Le rapprochement s'impose d'autant plus que la nouvelle, avec Marguerite de Navarre, acquiert un statut proche du roman d'analyse, auquel ni Bonaventure des Périers ni Noël du Fail n'ont su évidemment la hausser. De ce point de vue, on n'a pas toujours rendu justice à l'ouvrage et à la gamme étendue de ses ressources narratives: on a souligné la variété des registres, de l'anecdote grivoise ou scatologique au récit d'inspiration courtoise; mais on n'a pas assez vu que Marguerite de Navarre maniait des techniques fort différentes, de la narration sèche et phénoménologique à l'exposition des méandres psychologiques de ses personnages. L'histoire de Floride et Amadour (Xe), où le héros essaie jusqu'à l'échec final diverses stratégies amoureuses, témoigne de cette seconde tendance. A l'opposé, l'histoire de Laurent de Médicis (XIIe), toute de concision et d'attachement à la pure successivité des faits, réduit l'intériorité des personnages à quelques aperçus fragmentaires: bien loin du lyrisme psychologique que développera Musset, le meurtre du duc de Florence résonne d'une étrange fantasmatique, induite par le seul ballet sanglant des deux corps. D'une manière générale, la technique narrative se caractérise par une plasticité qu'on ne retrouve guère, à la même époque, que chez un Rabelais.

 

Il y a d'ailleurs plus d'une analogie entre l'Heptaméron et Gargantua ou Pantagruel.

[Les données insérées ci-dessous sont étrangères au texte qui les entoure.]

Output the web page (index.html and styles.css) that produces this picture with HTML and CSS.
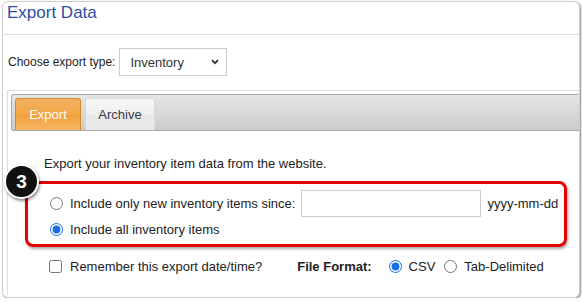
FILE: index.html
```html
<!DOCTYPE html>
<html lang="en">
<head>
<meta charset="utf-8">
<title>Export Data</title>
<link rel="stylesheet" href="styles.css">
</head>
<body>
<div class="panel">
  <div class="panel-head"><h1 class="title">Export Data</h1></div>
  <div class="filter-row">
    <label class="filter-label" for="etype">Choose export type:</label>
    <div class="select-wrap">
      <select id="etype" class="select"><option>Inventory</option></select>
      <svg class="chev" width="8" height="6" viewBox="0 0 8 6"><path d="M1 1.2 L4 4.2 L7 1.2" fill="none" stroke="#333" stroke-width="1.8"/></svg>
    </div>
  </div>
  <div class="tabs-wrap">
    <div class="tab-bar">
      <div class="tab tab-active">Export</div>
      <div class="tab tab-idle">Archive</div>
    </div>
    <div class="content">
      <p class="intro">Export your inventory item data from the website.</p>
      <div class="callout">
        <div class="badge">3</div>
        <div class="opt-row opt-row-first">
          <input type="radio" name="range" class="radio">
          <span>Include only new inventory items since:</span>
          <input type="text" class="date-input">
          <span class="hint">yyyy-mm-dd</span>
        </div>
        <div class="opt-row">
          <input type="radio" name="range" class="radio" checked>
          <span>Include all inventory items</span>
        </div>
      </div>
      <div class="bottom-row">
        <input type="checkbox" class="check">
        <span>Remember this export date/time?</span>
        <span class="ff-label">File Format:</span>
        <input type="radio" name="fmt" class="radio" checked>
        <span>CSV</span>
        <input type="radio" name="fmt" class="radio radio-gap">
        <span>Tab-Delimited</span>
      </div>
    </div>
  </div>
</div>
</body>
</html>
```

FILE: styles.css
```css
* { box-sizing: border-box; }
html, body { margin: 0; padding: 0; background: #fff; }
body {
  font-family: "Liberation Sans", Arial, sans-serif;
  font-size: 13px;
  color: #333;
}
.panel {
  margin: 1px 0 0 2px;
  width: 578px;
  height: 297px;
  border: 1px solid #cfcfcf;
  border-radius: 6px;
  box-shadow: 1px 1px 2px rgba(0,0,0,0.45);
  overflow: hidden;
  background: #fff;
}
.panel-head {
  height: 33px;
  border-bottom: 1px solid #dcdcdc;
  padding: 1px 4px 0;
}
.title {
  margin: 0;
  font-size: 17px;
  line-height: 20px;
  font-weight: normal;
  color: #2f4ea5;
}
.filter-row {
  display: flex;
  align-items: center;
  gap: 4px;
  padding: 13px 5px 14px;
}
.filter-label { font-size: 12px; color: #222; }
.select-wrap { position: relative; }
.select {
  appearance: none;
  -webkit-appearance: none;
  width: 108px;
  height: 28px;
  border: 1px solid #cccccc;
  border-radius: 0;
  background: #fff;
  padding: 0 0 0 10px;
  font-family: inherit;
  font-size: 13px;
  color: #333;
}
.chev { position: absolute; right: 8px; top: 11px; }
.tabs-wrap {
  margin-left: 4px;
  border: 1px solid #dddddd;
  border-bottom: none;
  border-right: none;
  padding: 3px 0 0 3px;
  height: 205px;
}
.tab-bar {
  display: flex;
  gap: 4px;
  height: 37px;
  padding: 3px 3px 0;
  border: 1px solid #a9a9a9;
  border-right: none;
  border-radius: 3px 0 0 3px;
  background: linear-gradient(#e6e6e6, #cbcbcb);
}
.tab {
  height: 32px;
  display: flex;
  align-items: center;
  justify-content: center;
  border-radius: 3px 3px 0 0;
  font-size: 13px;
}
.tab-active {
  width: 66px;
  color: #fff;
  border: 1px solid #cf8a32;
  border-bottom: none;
  background: linear-gradient(#f4b263 0%, #f2a646 50%, #f0a03e 52%, #f6b661 100%);
}
.tab-idle {
  width: 70px;
  color: #3a3a4a;
  border: 1px solid #dadada;
  border-bottom: none;
  background: linear-gradient(#f7f7f7 0%, #efefef 50%, #e8e8e8 52%, #e9e9e9 100%);
}
.content { padding: 25px 0 0 14px; }
.intro {
  margin: 0 0 9px 19px;
  line-height: 16px;
  color: #222;
}
.callout {
  position: relative;
  width: 542px;
  height: 66px;
  border: 3px solid #e60000;
  border-radius: 8px;
  box-shadow: 1px 2px 3px rgba(0,0,0,0.35);
  padding: 6px 0 0 16px;
  display: flex;
  flex-direction: column;
  gap: 2px;
}
.badge {
  position: absolute;
  left: -24px;
  top: -20px;
  width: 35px;
  height: 35px;
  border-radius: 50%;
  background: #111;
  border: 2px solid #fff;
  box-shadow: 1px 2px 3px rgba(0,0,0,0.45);
  color: #fff;
  font-weight: bold;
  font-size: 19px;
  display: flex;
  align-items: center;
  justify-content: center;
}
.opt-row {
  display: flex;
  align-items: center;
  height: 20px;
  color: #222;
}
.opt-row-first { height: 27px; }
.radio {
  width: 13px;
  height: 13px;
  margin: 0 7px 0 6px;
  accent-color: #1a6fe6;
}
.date-input {
  width: 180px;
  height: 27px;
  margin-left: 6px;
  border: 1px solid #cccccc;
  border-radius: 0;
}
.hint { margin-left: 6px; }
.bottom-row {
  display: flex;
  align-items: center;
  height: 20px;
  margin-top: 9px;
  margin-left: 19px;
  color: #222;
}
.bottom-row .radio { margin: 0 7px 0 5px; }
.check {
  width: 13px;
  height: 13px;
  margin: 0 8px 0 5px;
}
.ff-label {
  font-weight: bold;
  margin-left: 35px;
  margin-right: 12px;
}
.bottom-row .radio-gap { margin-left: 9px; }
```
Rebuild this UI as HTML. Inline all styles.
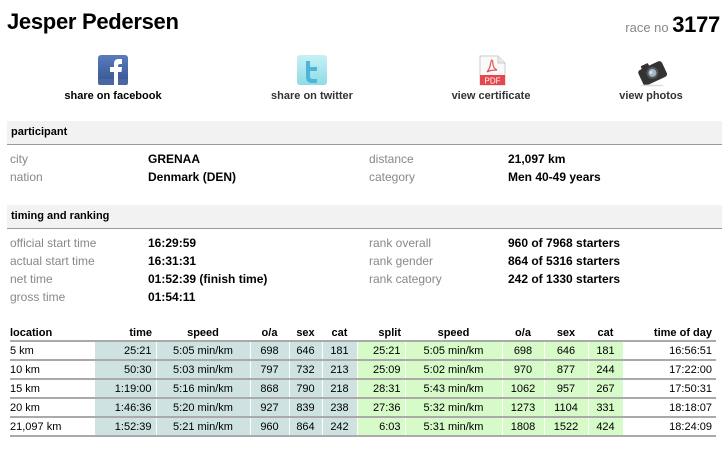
<!DOCTYPE html>
<html><head><meta charset="utf-8"><style>
*{margin:0;padding:0;box-sizing:border-box}
body{width:727px;height:450px;background:#fff;font-family:"Liberation Sans",Arial,sans-serif;color:#000;position:relative;overflow:hidden}
.a{position:absolute;white-space:nowrap}
h1{position:absolute;left:7px;top:9px;font-size:22px;font-weight:bold;letter-spacing:-0.3px}
.rn{right:7px;top:12px;font-size:13px;color:#888}
.rn b{font-size:22px;color:#000;letter-spacing:-0.3px}
.lbl{font-size:11px;font-weight:bold;text-align:center;width:160px}
.sec{position:absolute;left:7px;width:715px;height:24px;background:#f2f2f2;border-bottom:1px solid #999;font-size:11px;font-weight:bold;padding:5px 0 0 4px}
.k{font-size:12px;color:#888}
.v{font-size:12px;font-weight:bold}
table{position:absolute;left:10px;top:326px;border-collapse:collapse;font-size:11px}
th{font-weight:bold;height:15px;text-align:center;padding:0 4px;border-bottom:2px solid #aaa}
td{height:19px;text-align:center;padding:0 4px;border-bottom:2px solid #aaa;border-left:1px solid #fff}
td.b{background:#cfe2e2}td.g{background:#d6fac8}
.l{text-align:left}.r{text-align:right}
td:first-child{border-left:none}
</style></head><body>
<h1>Jesper Pedersen</h1>
<div class="a rn">race no <b>3177</b></div>

<svg class="a" style="left:98px;top:55px" width="30" height="31" viewBox="0 0 30 31"><defs><linearGradient id="fb" x1="0" y1="0" x2="0" y2="1"><stop offset="0" stop-color="#5a7bbd"/><stop offset="1" stop-color="#34548f"/></linearGradient></defs><rect width="30" height="30" rx="3" fill="url(#fb)"/><rect y="24" width="30" height="6" rx="2" fill="#4a66a3"/><path d="M16 30V17h-4v-5h4V9c0-4 2-5 5-5h3v5h-2c-1 0-2 .5-2 1.5V12h4l-.5 5H20v13z" fill="#fff"/></svg>
<svg class="a" style="left:297px;top:55px" width="30" height="31" viewBox="0 0 30 31"><defs><linearGradient id="tw" x1="0" y1="0" x2="0" y2="1"><stop offset="0" stop-color="#c5f1f5"/><stop offset="1" stop-color="#8fdbe6"/></linearGradient></defs><rect width="30" height="30" rx="3" fill="url(#tw)"/><path d="M9 6h4v6h7v4h-7v5c0 2 1 3 3 3h4v4h-5c-4 0-6-2-6-6z" fill="#4fb5d8"/></svg>
<svg class="a" style="left:479px;top:55px" width="27" height="31" viewBox="0 0 27 31"><path d="M1 1h18l7 7v22H1z" fill="#fafafa" stroke="#ccc"/><path d="M19 1v7h7" fill="#e8e8e8" stroke="#ccc"/><path d="M13 5c-2 0 0 6-5 12M13 5c2 2-1 7 5 10M8 17c3-2 7-2 10-2" fill="none" stroke="#e05555" stroke-width="1.2"/><rect x="1" y="20" width="25" height="10" fill="#e5474c"/><text x="13.5" y="28.5" font-size="8" fill="#fff" text-anchor="middle" font-family="Liberation Sans">PDF</text></svg>
<svg class="a" style="left:636px;top:57px" width="32" height="30" viewBox="0 0 32 30"><g transform="rotate(-25 16 15)"><rect x="3" y="8" width="26" height="17" rx="3" fill="#333"/><rect x="8" y="5" width="8" height="4" rx="1" fill="#333"/><circle cx="16" cy="16" r="6" fill="#555"/><circle cx="16" cy="16" r="4" fill="#9ab8c8"/><circle cx="15" cy="15" r="1.5" fill="#dde"/></g><ellipse cx="16" cy="28.5" rx="12" ry="1" fill="#ddd"/></svg>

<div class="a lbl" style="left:33px;top:90px">share on facebook</div>
<div class="a lbl" style="left:232px;top:90px;color:#333">share on twitter</div>
<div class="a lbl" style="left:411px;top:90px;color:#333">view certificate</div>
<div class="a lbl" style="left:571px;top:90px;color:#333">view photos</div>

<div class="sec" style="top:121px">participant</div>
<div class="a k" style="left:10px;top:152px">city</div><div class="a v" style="left:148px;top:152px">GRENAA</div>
<div class="a k" style="left:10px;top:170px">nation</div><div class="a v" style="left:148px;top:170px">Denmark (DEN)</div>
<div class="a k" style="left:369px;top:152px">distance</div><div class="a v" style="left:508px;top:152px">21,097 km</div>
<div class="a k" style="left:369px;top:170px">category</div><div class="a v" style="left:508px;top:170px">Men 40-49 years</div>

<div class="sec" style="top:205px">timing and ranking</div>
<div class="a k" style="left:10px;top:236px">official start time</div><div class="a v" style="left:148px;top:236px">16:29:59</div>
<div class="a k" style="left:10px;top:254px">actual start time</div><div class="a v" style="left:148px;top:254px">16:31:31</div>
<div class="a k" style="left:10px;top:272px">net time</div><div class="a v" style="left:148px;top:272px">01:52:39 (finish time)</div>
<div class="a k" style="left:10px;top:290px">gross time</div><div class="a v" style="left:148px;top:290px">01:54:11</div>
<div class="a k" style="left:369px;top:236px">rank overall</div><div class="a v" style="left:508px;top:236px">960 of 7968 starters</div>
<div class="a k" style="left:369px;top:254px">rank gender</div><div class="a v" style="left:508px;top:254px">864 of 5316 starters</div>
<div class="a k" style="left:369px;top:272px">rank category</div><div class="a v" style="left:508px;top:272px">242 of 1330 starters</div>

<table>
<colgroup><col style="width:84px"><col style="width:62px"><col style="width:94px"><col style="width:39px"><col style="width:33px"><col style="width:35px"><col style="width:48px"><col style="width:97px"><col style="width:42px"><col style="width:44px"><col style="width:35px"><col style="width:93px"></colgroup>
<tr><th class="l" style="padding-left:0">location</th><th class="r">time</th><th>speed</th><th>o/a</th><th>sex</th><th>cat</th><th class="r">split</th><th>speed</th><th>o/a</th><th>sex</th><th>cat</th><th class="r">time of day</th></tr>
<tr><td class="l" style="padding-left:0">5 km</td><td class="b r">25:21</td><td class="b">5:05 min/km</td><td class="b">698</td><td class="b">646</td><td class="b">181</td><td class="g r">25:21</td><td class="g">5:05 min/km</td><td class="g">698</td><td class="g">646</td><td class="g">181</td><td class="r">16:56:51</td></tr>
<tr><td class="l" style="padding-left:0">10 km</td><td class="b r">50:30</td><td class="b">5:03 min/km</td><td class="b">797</td><td class="b">732</td><td class="b">213</td><td class="g r">25:09</td><td class="g">5:02 min/km</td><td class="g">970</td><td class="g">877</td><td class="g">244</td><td class="r">17:22:00</td></tr>
<tr><td class="l" style="padding-left:0">15 km</td><td class="b r">1:19:00</td><td class="b">5:16 min/km</td><td class="b">868</td><td class="b">790</td><td class="b">218</td><td class="g r">28:31</td><td class="g">5:43 min/km</td><td class="g">1062</td><td class="g">957</td><td class="g">267</td><td class="r">17:50:31</td></tr>
<tr><td class="l" style="padding-left:0">20 km</td><td class="b r">1:46:36</td><td class="b">5:20 min/km</td><td class="b">927</td><td class="b">839</td><td class="b">238</td><td class="g r">27:36</td><td class="g">5:32 min/km</td><td class="g">1273</td><td class="g">1104</td><td class="g">331</td><td class="r">18:18:07</td></tr>
<tr><td class="l" style="padding-left:0">21,097 km</td><td class="b r">1:52:39</td><td class="b">5:21 min/km</td><td class="b">960</td><td class="b">864</td><td class="b">242</td><td class="g r">6:03</td><td class="g">5:31 min/km</td><td class="g">1808</td><td class="g">1522</td><td class="g">424</td><td class="r">18:24:09</td></tr>
</table>
</body></html>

La reine de Navarre et l'Abstracteur de Quinte Essence ne posent-ils pas, l'un comme l'autre, le problème du sens et de l'interprétation dans un monde rétif aux mailles du langage? Le sens, disait Rabelais, ne nous attend pas, lové de toute éternité dans les replis des mots et des choses: c'est à nous qu'il appartient de le construire et d'en débattre dans une sociabilité intelligemment conçue. La même mouvance et la même plurivocité animent l'Heptaméron: aucun des dix protagonistes ne peut attendre de la communauté devisante qu'elle interprète comme lui les conduites humaines; chaque dialogue entre les personnages fait éclater une altérité que rien ne saurait plus résorber. Voué à une varietas souvent conflictuelle, l'espace clos de l'Heptaméron possède en même temps une remarquable unité: on s'y dispute, mais on s'y écoute, et nul ne songerait à transgresser les règles instituées au départ. La petite abbaye pyrénéenne ne fait-elle pas, ainsi, figure d'utopie aristocratique? Dans le monde des années 1540, où les antagonismes confessionnels menacent le tissu social et les structures politiques, elle montre la possibilité d'allier la cohésion du groupe et la différence des morales et philosophies individuelles.